Online lender Harmoney has laid out ambitious plans to lend a billion dollars a year to Australian consumers in a major push across the Tasman.
The Kiwi finance company revealed a $10.5 million statutory net loss in its first half-year result as a listed company on Wednesday.
The loss was a 20 per cent improvement from the $13m loss it made in the six months to December 2019.
The company's pro forma results - its preferred method of measurement which removes the impact of non-recurring items and aligns the accounting treatment for all its loans, shows it made a cash profit after tax of $1.24m - a $4m improvement on the prior comparable period.
Harmoney listed at A$3.50 or NZ$3.57 but its shares have fallen markedly since then touching a low of $2.28 on Monday.
Harmoney chief financial officer Simon Ward said its income was flat over the six months to December 31 at $41.55m despite the period being impacted by Covid-19.
But loan originations were down 28 per cent to $193.7m as it took a more conservative approach to lending.
Expected credit loss provisions increased from 4.4 per cent to 5.7 per cent due to a higher Covid-related overlay.
But its marketing expenses dropped as it spent more time focusing on lending to existing customers.
Ward said its move away from using a peer-to-peer lending model to warehouse funding had also lowered its interest expenses by 12 per cent to $2.2m.
Harmoney chief executive David Stevens outlined the business' growth plans.
He said the size of the personal lending market in Australia was A$150 billion where as New Zealand was $15b.
Stevens said Harmoney was tapping into that sweet spot of convenience and efficient services at a time when online players were gaining on the banks whose share of the personal lending market had fallen from 90 per cent in 2015 to 50 per cent in 2018.
He also pointed to the rise in online purchasing which had gone up 113 per cent since 2015 at the expense of branch sales.
"For Harmoney this translates to total online inquiries surpassing $7.4b, of which $3b was in Australia."
Stevens said it planned on taking customer scale to the next level with its new lending model with a target of $1b in loan originations per annum in Australia.
Since launch in 2014 the company has done $1.9b in loan originations largely in New Zealand.
That billion-dollar target was based on its New Zealand conversion rate converting into the Australian market where it has operated for a few years.
Stevens said prior to releasing a new technology platform called Libra 1.7 into Australia on February 10 it had a 25 per cent conversion rate but two weeks under the new tool had seen its loan conversion rate rise to 100 per cent.
Longer term it expects this to settle at around 80 per cent.
He said a significant increase in new business then had a multiplier effect when combined with its three Rs programme where the average customer took two Harmoney loans.
"That is how we get to the billion dollars."
"We aren't focused on chasing new products or new segments we are focused on maximising our core products."
Stevens said it was planning an upgrade to Libra before the end of its financial year in June 30.
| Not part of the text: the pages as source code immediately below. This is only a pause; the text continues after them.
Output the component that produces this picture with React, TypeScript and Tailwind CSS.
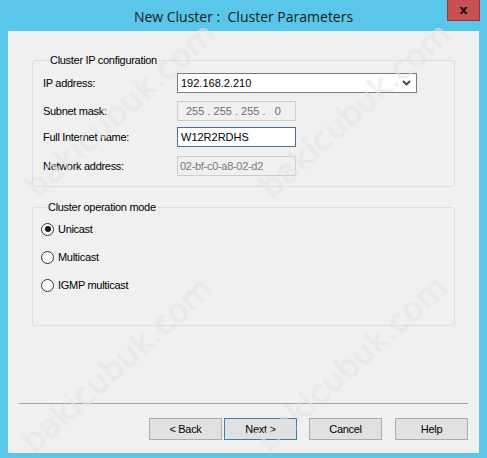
import { FC, ReactNode } from "react";

const ui = "font-['Liberation_Sans',Arial,sans-serif] text-[11px] tracking-[-0.3px]";

interface FieldRowProps {
  label: string;
  className?: string;
  children: ReactNode;
}

const FieldRow: FC<FieldRowProps> = ({ label, className, children }) => (
  <div className={`flex items-center h-[20px] ${className ?? ""}`}>
    <span className="w-[134px] text-black">{label}</span>
    {children}
  </div>
);

const Radio: FC<{ label: string; checked?: boolean; className?: string }> = ({ label, checked, className }) => (
  <div className={`flex items-center h-[20px] gap-[4px] ${className ?? ""}`}>
    <span className="w-[13px] h-[13px] rounded-full border border-[#333] bg-white flex items-center justify-center">
      {checked && <span className="w-[6px] h-[6px] rounded-full bg-[#1a1a1a]" />}
    </span>
    <span className="text-black">{label}</span>
  </div>
);

const WizardButton: FC<{ label: string; primary?: boolean }> = ({ label, primary }) => (
  <button
    className={`w-[73px] h-[22px] bg-[#e1e1e1] border text-black ${primary ? "border-[#3c7fb1]" : "border-[#adadad]"}`}
  >
    {label}
  </button>
);

// faint diagonal site watermark
const Watermark: FC<{ className: string }> = ({ className }) => (
  <div
    className={`absolute pointer-events-none select-none -translate-x-1/2 -translate-y-1/2 -rotate-[42deg] font-['DejaVu_Sans',sans-serif] text-[32px] leading-none whitespace-nowrap text-white/50 [text-shadow:0_0_1px_rgba(0,0,0,0.12)] ${className}`}
  >
    bakicubuk.com
  </div>
);

const App: FC = () => {
  return (
    <div className="relative w-[487px] h-[458px] overflow-hidden bg-[#5ac6e9] flex flex-col">
      {/* Title bar */}
      <div className="h-[31px] grid grid-cols-[1fr_auto_1fr] items-start">
        <div />
        <div className="pt-[6px] font-['Open_Sans',sans-serif] text-[14px] text-[#1b1b1b] whitespace-pre">
          New Cluster :  Cluster Parameters
        </div>
        <div className="flex justify-end pr-[7px]">
          <div className="w-[33px] h-[21px] bg-[#c75050] border border-t-0 border-[#8a3b3b] flex items-center justify-center">
            <span className="font-['DejaVu_Sans',sans-serif] font-bold text-[13px] leading-none text-[#111] -mt-[2px]">x</span>
          </div>
        </div>
      </div>

      {/* Client area */}
      <div className={`mx-[8px] h-[422px] bg-[#f0f0f0] flex flex-col ${ui}`}>
        <div className="px-[24px] pt-[23px]">
          <fieldset className="border border-[#d5dfe5] rounded-[3px] px-[10px] pb-[10px]">
            <legend className="ml-[6px] px-[1px] leading-[13px] text-black">Cluster IP configuration</legend>
            <FieldRow label="IP address:" className="mt-[6px]">
              <div className="w-[240px] h-[20px] bg-white border border-[#7a7a7a] flex items-center justify-between pl-[3px] pr-[5px]">
                <span className="text-black tracking-normal">192.168.2.210</span>
                <svg width="9" height="6" viewBox="0 0 9 6">
                  <path d="M1 1 L4.5 4.5 L8 1" fill="none" stroke="#444" strokeWidth="1.8" />
                </svg>
              </div>
            </FieldRow>
            <FieldRow label="Subnet mask:" className="mt-[8px]">
              <div className="w-[119px] h-[20px] bg-[#f0f0f0] border border-[#cccccc] flex items-center pl-[8px] text-[#6d6d6d] whitespace-pre tracking-normal">
                {"255 . 255 . 255 .   0"}
              </div>
            </FieldRow>
            <FieldRow label="Full Internet name:" className="mt-[6px]">
              <div className="w-[119px] h-[20px] bg-white border border-[#4f6f8f] flex items-center pl-[3px] text-black tracking-normal">
                W12R2RDHS
              </div>
            </FieldRow>
            <FieldRow label="Network address:" className="mt-[9px]">
              <div className="w-[119px] h-[20px] bg-[#f0f0f0] border border-[#cccccc] flex items-center pl-[2px] text-[#7a7a7a]">
                02-bf-c0-a8-02-d2
              </div>
            </FieldRow>
          </fieldset>

          <fieldset className="mt-[14px] border border-[#d5dfe5] rounded-[3px] pl-[8px] pb-[30px]">
            <legend className="ml-[6px] px-[1px] leading-[13px] text-black">Cluster operation mode</legend>
            <Radio label="Unicast" checked className="mt-[5px]" />
            <Radio label="Multicast" className="mt-[8px]" />
            <Radio label="IGMP multicast" className="mt-[8px]" />
          </fieldset>
        </div>

        {/* Footer */}
        <div className="mt-auto px-[11px] pb-[13px]">
          <div className="h-px bg-[#a0a0a0]" />
          <div className="mt-[14px] flex justify-end">
            <WizardButton label="< Back" />
            <div className="ml-[2px]">
              <WizardButton label="Next >" primary />
            </div>
            <div className="ml-[12px]">
              <WizardButton label="Cancel" />
            </div>
            <div className="ml-[13px]">
              <WizardButton label="Help" />
            </div>
          </div>
        </div>
      </div>

      <Watermark className="left-[120px] top-[110px]" />
      <Watermark className="left-[355px] top-[110px]" />
      <Watermark className="left-[117px] top-[365px]" />
      <Watermark className="left-[352px] top-[363px]" />
    </div>
  );
};

export default App;
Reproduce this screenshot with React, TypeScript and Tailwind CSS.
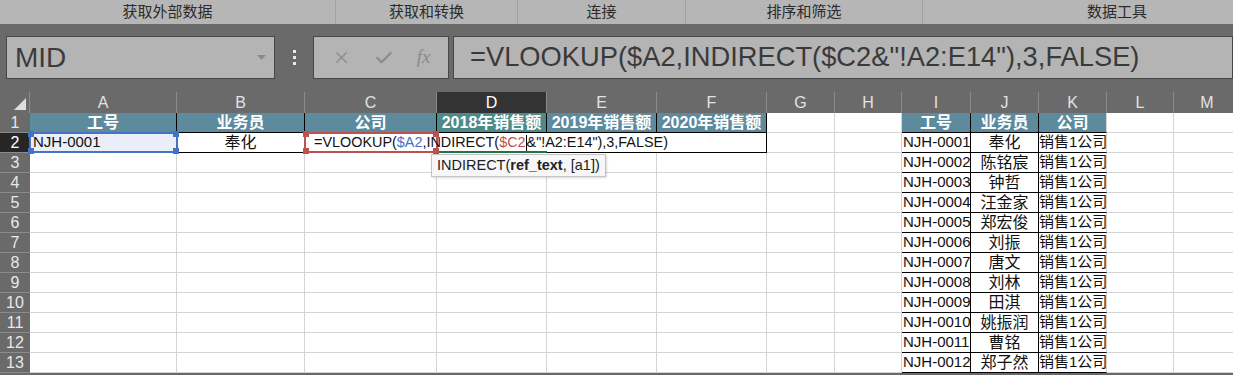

He said the roll-out of Libra was the first step in replicating its New Zealand performance in Australia.
The Libra system meant it was using an Australian-based credit scorecard. Up until recently it had been using New Zealand data to help make its lending decisions.
"Now we have been here three years, we have been able to build up 53,000 accounts to build up the data. We have got new characteristics of data that wasn't previously available."
That meant it was now approving loans to some applicants it had previously declined despite them having good credit profiles.
He said it was exciting for the business at it came at no extra cost to the business.
"The credit profiles remain the same in terms of customers we are bringing in."
The company had still to largely deploy the money it raised through its IPO and Stevens said it planned to bring its marketing spend back to historical levels after toning it down through last year.
Stevens said it cut off its highest risk grade of lending in New Zealand last year with Covid and had not gone back to it.
"I don't think anyone is under any illusions, particularly in Australia there is obviously a lot of cash in the economy from government stimulus and people drawing down on super."
That was not so much the case in New Zealand where stimulus largely ran off in September October.
"I think we are still going to take a fairly cautious view to that but you can see that we can achieve pretty strong origination volume without going down to that riskier grade."
He said its technology was highly scalable and could handle its targeted increase in originations.
"Obviously a billion dollars is a big number. But it's something hopefully you can see from addressable market size, increasing conversions which we believe is achievable and then overlaying three Rs. The billion dollars becomes a target but something within striking distance."